Not only does Bright fearlessly and repeatedly point out the emperor’s condition, she has the temerity to suggest that the rest of us might just want to get naked with him. Be it lesbian chic, virtual sex, “queer” culture or yuppie porn, there isn’t a single controversial or cutting-edge erotic frontier that hasn’t been embraced early on--if not actually launched into American consciousness--by the Susie Sexpert sex crusade.

Obviously, she’s not working in a vacuum; she is only the most user-friendly member of the emerging cadre of bad-girl feminists, a movement of sassy, sex-positive women whom Bright calls “women-centric, no compromises, read-my-lips Amazons.” While acknowledging the struggles and gains of the earlier generation of women’s libbers, these upstarts shuck off what they regard as the sex-negative, separatist, man-phobic direction that they claim current politically correct feminism has taken.

“In the late ‘60s, there were a lot of real sexual radicals and a lot of real individualists,” says Camille Paglia, professor of humanities at Philadelphia’s University of the Arts and author of the much-acclaimed “Sexual Personae: Art & Decadence from Nefertiti to Emily Dickinson.” “But something seemed to happen by the early ‘70s.
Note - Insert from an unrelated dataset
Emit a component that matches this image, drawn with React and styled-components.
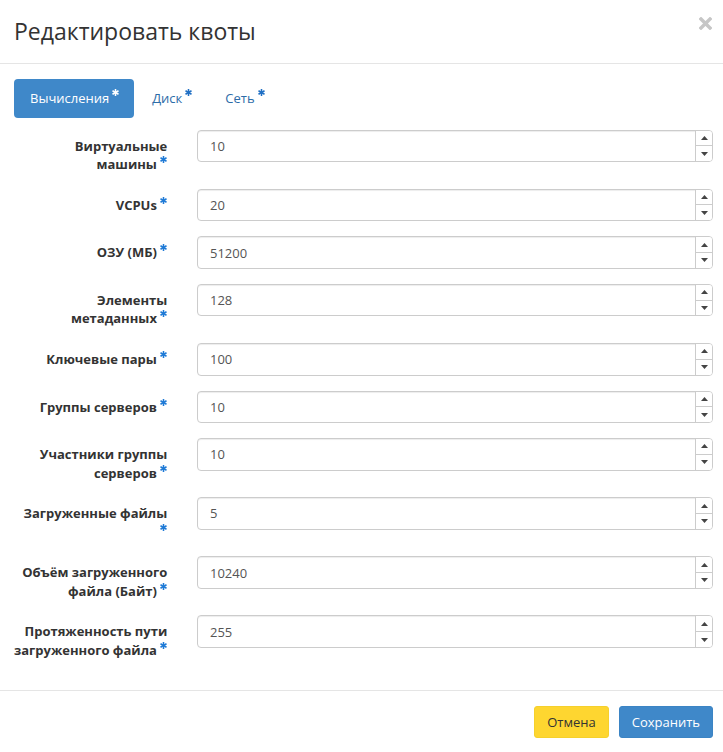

You began to get an anti-male, anti-sex kind of philosophy taking over. Ideology began to take over.”

By the end of the ‘80s, Paglia believes, the culture began to turn. “You could almost feel the change, that people were sick of such political correctness. The fight over feminism is one of the only anti-PC fights.”

As Bright explained in a rebuttal she wrote in response to a New York Times article criticizing the Do-Me feminists: “The second generation of feminists are the first young women to grow up at a time when neither our virginity nor our child-bearing ability is our prize possession, when sexual orientation is not criminal or pathological, but a matter of desire, and when sexual risk and experimentation are loaded with AIDS on one side and virtual technology on the other.”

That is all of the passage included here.